I was waiting for Oculus (2013) to become stupid, but it never did. It remained logical right to the end. Before Oculus the creepiest horror movie I’d seen was Sinister (2012) and I watched that about a year ago yet I watch horror movies every week.
(When watching Sinister my daughter, bless her, hid her face behind a cushion several times until I was forced to ask her what on earth she was playing at. Hadn’t she worked out the people were actors, reading lines they had committed to memory, or that they were doing what the director – the unseen person behind the camera – was telling them to do? Yes, thank you, she had worked that out. So I asked her what on earth she was hiding for?)
Oculus gets everything right, and even if it gets things right by accident, I don’t care. By this I mean no laws of physics are broken, everything which happens is physically possible. I mean to say, you can’t have possessed humans crawling along the ceiling because Newton would have to lodge a complaint. Such things are absurd.
Oculus has no such absurdities and the atmosphere comes from the fundamental basis of human fear – the unknown.
The premise is that a young boy is arrested and committed to a mental facility for killing his father. Upon release his sister comes calling to take him back to the house they lived in as kids to confront the evil entity which drove their parents insane. The entity in question is a mirror.
This mirror would be the showpiece in any room, set as it is in an ornate, carved-wood frame. The sight of it is creepy enough; it just hangs there, staring right back at you, reflecting more than your reflection.
Some history is given for this mirror, not for its creation, but its ownership. This starts in London in the late 18th century and the sister has researched forward to the present day.
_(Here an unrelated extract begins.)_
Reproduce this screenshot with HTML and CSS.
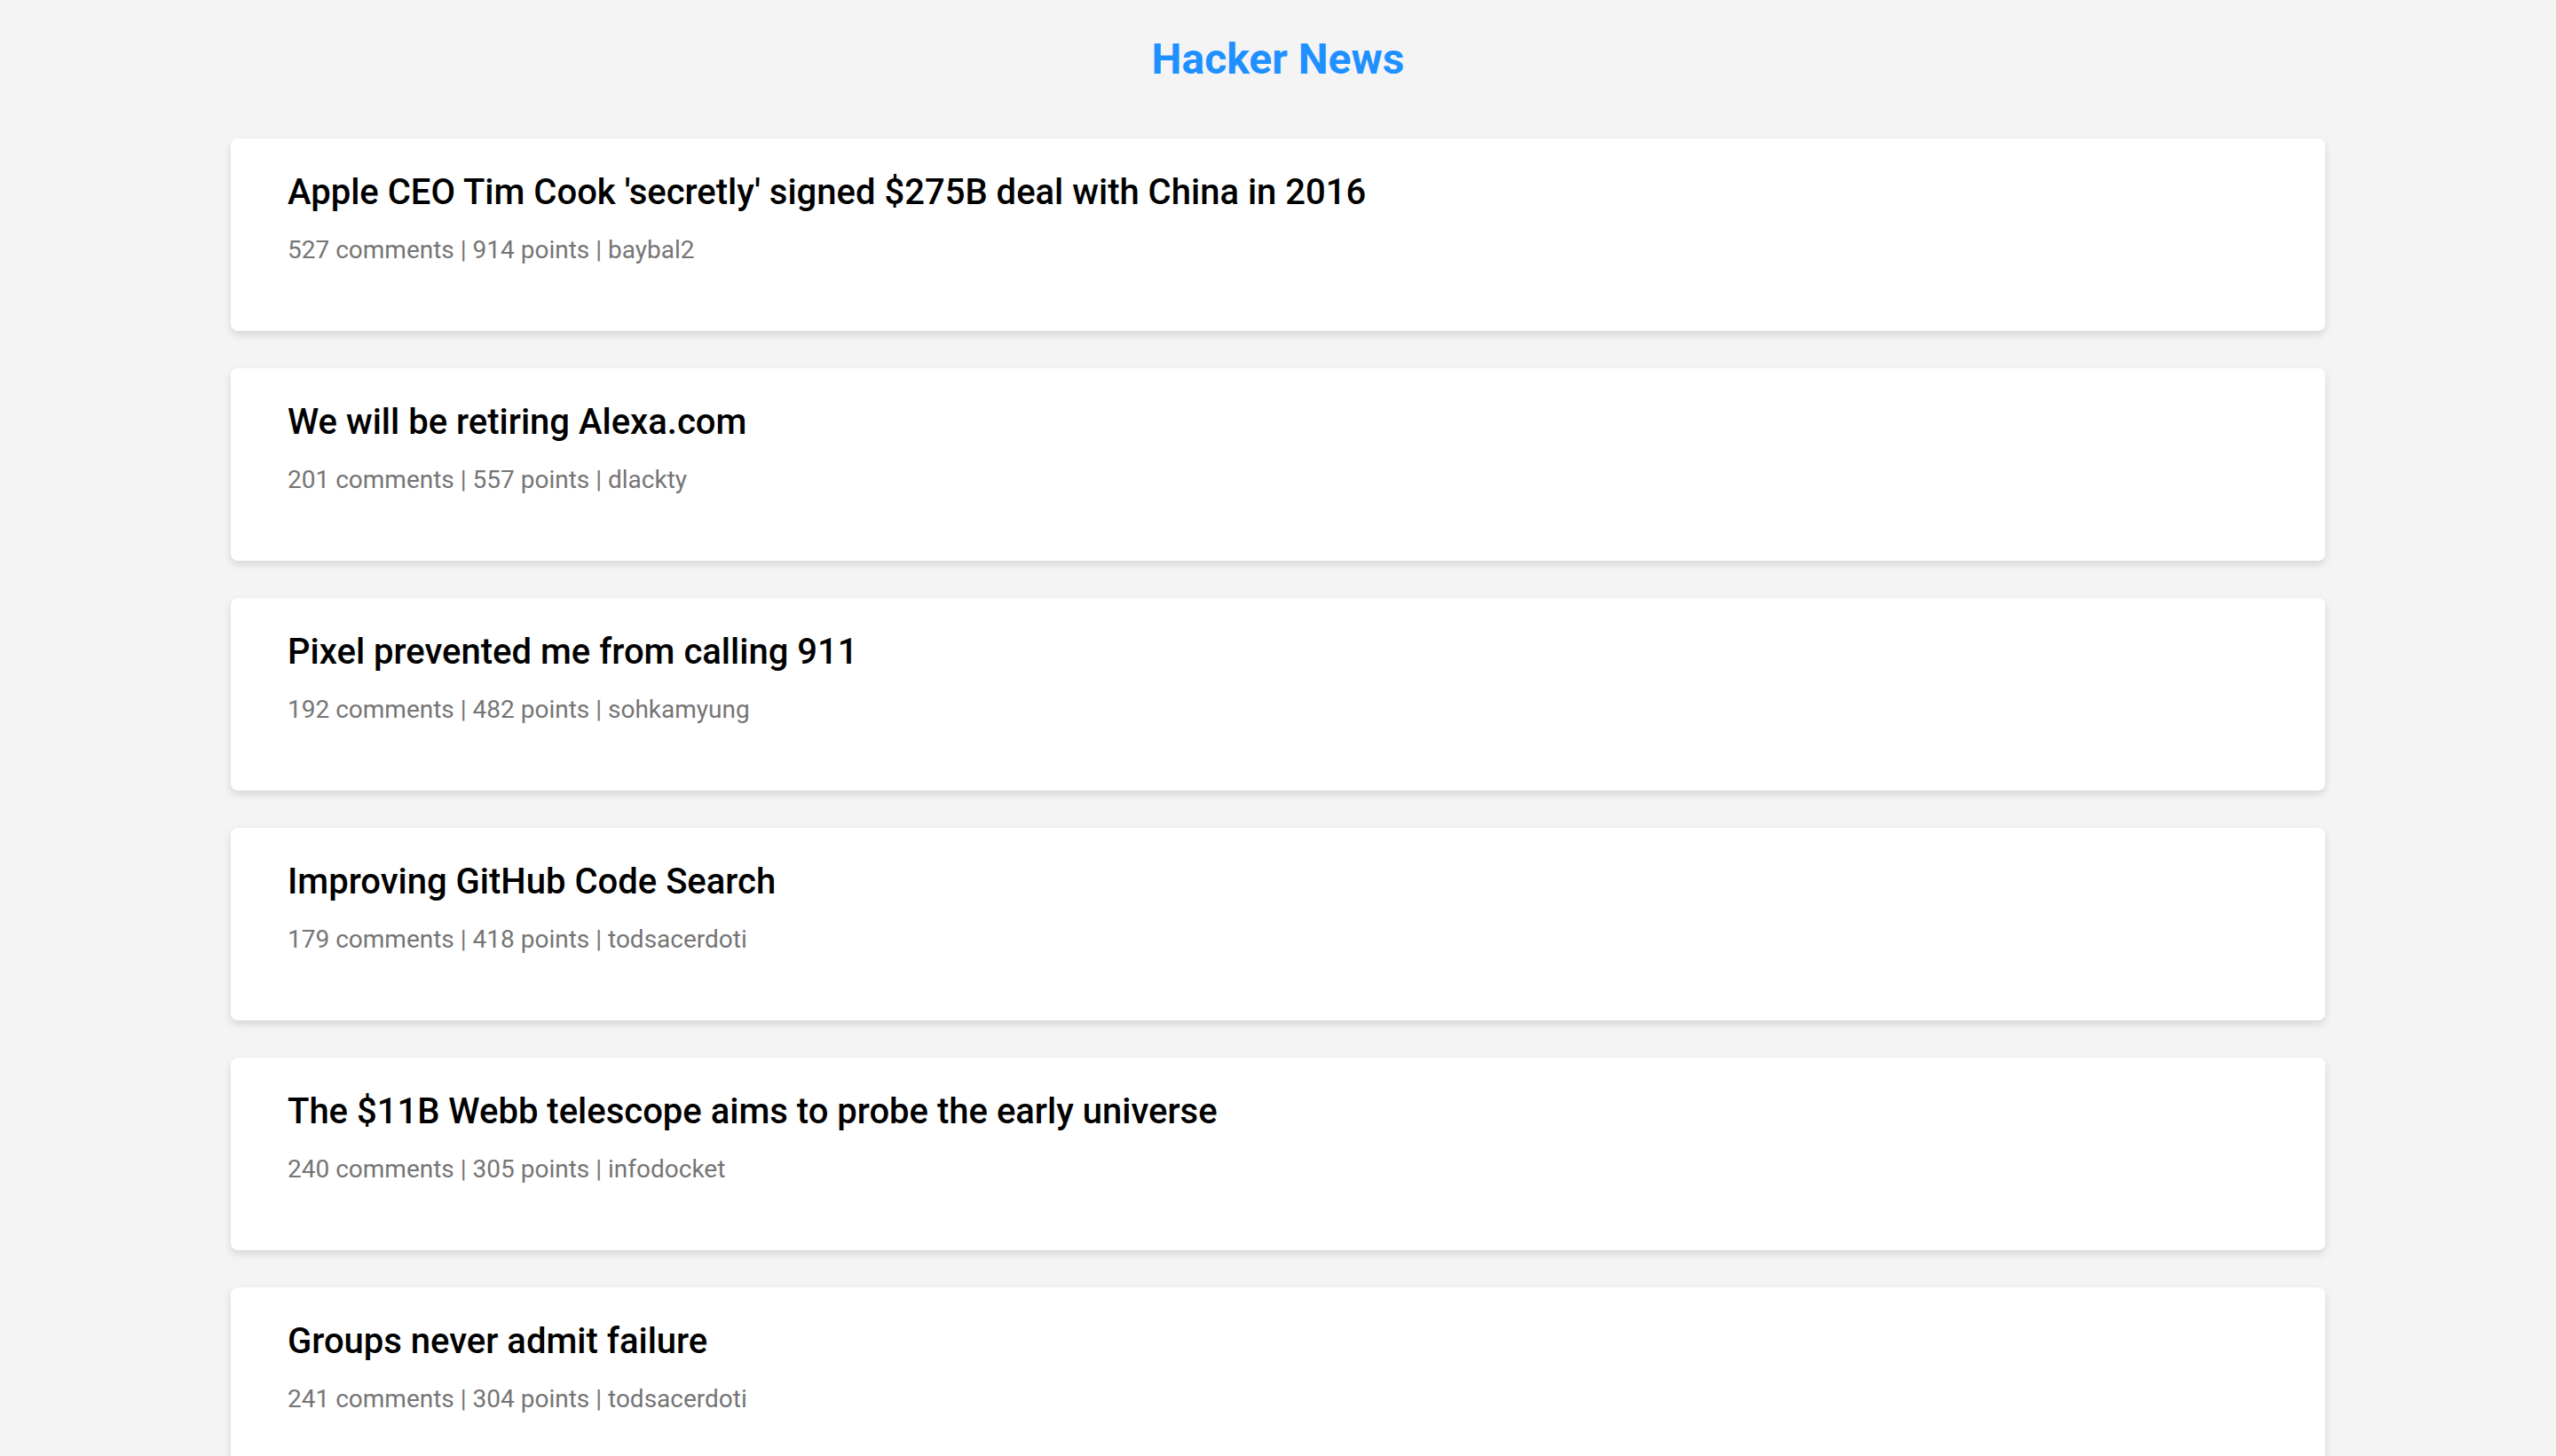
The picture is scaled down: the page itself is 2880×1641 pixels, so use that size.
FILE: index.html
```html
<!DOCTYPE html>
<html lang="en">
<head>
<meta charset="utf-8">
<title>Hacker News</title>
<link rel="stylesheet" href="styles.css">
</head>
<body>
<header class="site-header">
  <h1 class="site-title">Hacker News</h1>
</header>
<main class="story-list">
  <article class="story">
    <h2 class="story-title">Apple CEO Tim Cook 'secretly' signed $275B deal with China in 2016</h2>
    <p class="story-meta">527 comments | 914 points | baybal2</p>
  </article>
  <article class="story">
    <h2 class="story-title">We will be retiring Alexa.com</h2>
    <p class="story-meta">201 comments | 557 points | dlackty</p>
  </article>
  <article class="story">
    <h2 class="story-title">Pixel prevented me from calling 911</h2>
    <p class="story-meta">192 comments | 482 points | sohkamyung</p>
  </article>
  <article class="story">
    <h2 class="story-title">Improving GitHub Code Search</h2>
    <p class="story-meta">179 comments | 418 points | todsacerdoti</p>
  </article>
  <article class="story">
    <h2 class="story-title">The $11B Webb telescope aims to probe the early universe</h2>
    <p class="story-meta">240 comments | 305 points | infodocket</p>
  </article>
  <article class="story">
    <h2 class="story-title">Groups never admit failure</h2>
    <p class="story-meta">241 comments | 304 points | todsacerdoti</p>
  </article>
</main>
</body>
</html>
```

FILE: styles.css
```css
html, body {
  margin: 0;
  padding: 0;
}
body {
  background: #f4f4f4;
  font-family: Roboto, "Liberation Sans", Arial, sans-serif;
  color: #000;
}
.site-header {
  padding-top: 38px;
  text-align: center;
}
.site-title {
  margin: 0;
  font-size: 48px;
  font-weight: 700;
  color: #1e90ff;
  line-height: normal;
}
.story-list {
  width: 2360px;
  margin: 61px auto 40px;
  display: flex;
  flex-direction: column;
  gap: 42px;
}
.story {
  background: #fff;
  border-radius: 8px;
  box-shadow: 0 4px 10px rgba(0, 0, 0, 0.13);
  padding: 37px 64px 38px;
}
.story-title {
  margin: 0;
  font-size: 40px;
  font-weight: 500;
  line-height: normal;
  color: #000;
}
.story-meta {
  margin: 25px 0 37px;
  font-size: 28px;
  line-height: normal;
  color: #757575;
}
```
The unknown is present here and begins working on the viewer. Who owned it before the sister’s research began? Where did it come from?
This sort of provenance (or lack of) was used, for instance, in Stephen King’s From a Buick 8 (2002). A strange car is left at a gas-station by a mysterious figure in black, and the reader has no choice but to wonder where it came from. This question is never answered. The unknown works away at our minds from the beginning.
It’s a simple technique. Don’t tell the audience everything and their minds will ask questions and fill in the blanks. If those blanks are about fears, or an object meant to be scary, the unknown allows the human to subconciously choose whatever works for them. If you want to scare someone, get them to choose their own fear, it’ll be more effective than choosing it for them. Ask Winston Smith.
I (to my annoyance) haven’t managed to work out what the connection is to Sleeping Beauty. There’s the mirror (mirror, mirror, on the wall), there’s the (step) mother, who is worried about losing her looks and whose reflection appears older in the mirror and worries her husband is having an affair, and there’s the apples the daughter munches throughout the movie. I mean to say, I’ve never seen a character in a horror movie eat so many apples.
It’s odd that the mega-budget movies can’t seem to get under the skin as well as the cheaper, non-blockbusters do. Do the studios strip the ambiguity from a script because, perhaps, they think audiences want answers to everything and tidy endings? Maybe smaller budgets keep things simple and therefore more effective?